A&M observations: The 5 percent WHT rate for dividends is consistent with the rates provided by DTAs between China and other jurisdictions in Europe and Asia, such as Germany, France, the United Kingdom, Switzerland, Sweden, Hong Kong and Singapore. Additionally, the 8 percent WHT rate for interest is lower than the rates provided by most other DTAs with China (typically 10 percent), except for a few jurisdictions such as Hong Kong, Macau and Singapore, which provide a 7 percent WHT rate for interest. Furthermore, the effective 5 percent WHT rate for certain royalties is lower than the effective rates provided by most other DTAs with China (generally 10 percent on 60 percent or 70 percent of the gross amount), except for a few jurisdictions such as Hong Kong and Macau (where the WHT rate is 5 percent and 7 percent for different types of royalties), and Switzerland (where the WHT rate is 9 percent). On balance, the new China-Italy DTA introduces more favourable tax rates, which can enhance cross-border investments and economic cooperation between the two countries. These changes are likely to reduce the tax burden on non-resident enterprises and encourage long-term investments.
2. Definition of PEs
The new China-Italy DTA raises the threshold for establishing a construction PE[5] by changing the duration requirement from “more than six months” to “more than twelve months.” Additionally, the threshold for establishing a service PE[6] has been refined from six months to 183 days.
A&M observations: In the 1980s, China's tax treaties with other jurisdictions commonly used a six-month standard for both construction PEs and service PEs. In tax treaties signed in the new century, the standard for construction PEs has generally shifted to 12 months, while the standard for service PEs has been adjusted to 183 days.

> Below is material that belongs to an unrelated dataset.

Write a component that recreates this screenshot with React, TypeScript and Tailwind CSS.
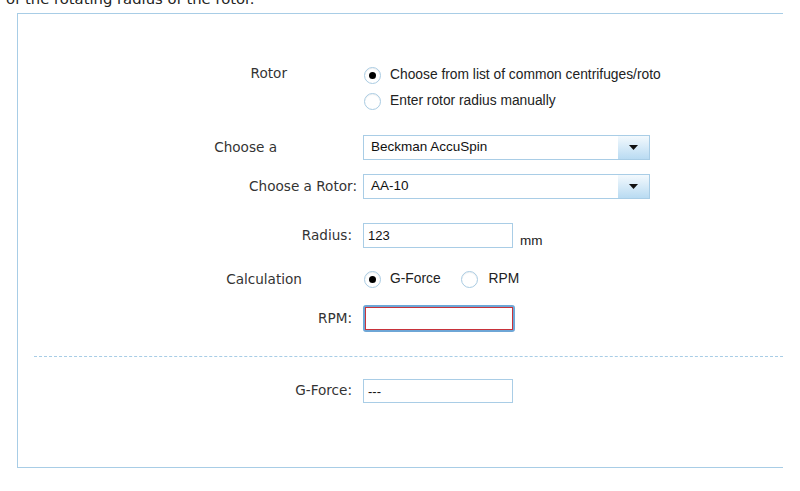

According to the STA Announcement 2018 No. 11, the time requirement for service activities to constitute a PE was revised from "six months" to "183 days." The changes in the China-Italy DTA are consistent with this trend.
[1] “America First Investment Policy,” Executive Memorandum, The White House, February 21, 2025, https://www.whitehouse.gov/presidential-actions/2025/02/america-first-investment-policy/
[2] Public Notice 6, China State Taxation Administration, March 6, 2025, https://fgk.chinatax.gov.cn/zcfgk/c100012/c5239047/content.html
[3] “United States-The People’s Republic of China Income Tax Convention,” April 30, 1984, Entered into Force January 1, 1987, Internal Revenue Service, https://www.irs.gov/pub/irs-trty/china.pdf
[4] Double Taxation Agreement between Italy and China, March 23, 2019, Entered into Force February 19, 2025, China State Taxation Administration, https://www.chinatax.gov.cn/chinatax/n810341/n810770/c4210610/5027091/files/%E6%84%8F%E5%A4%A7%E5%88%A9%E6%96%B0%E5%8D%8F%E5%AE%9A.pdf
[5] According to the OECD Model Convention, a building site or construction or installation project constitutes a PE (construction PE) if it lasts more than 12 months. According to the UN Model Convention, a “construction PE” is defined as a building site, a construction, assembly or installation project or supervisory activities in connection therewith, but only if such site, project or activities last more than six months.
[6] According to the UN Model Convention, a “service PE” is defined as the furnishing of services, including consultancy services, by an enterprise through employees or other personnel engaged by the enterprise for such purpose, but only if activities of that nature continue (for the same or a connected project) within a Contracting State for a period or periods aggregating more than 183 days in any 12-month period commencing or ending in the fiscal year concerned.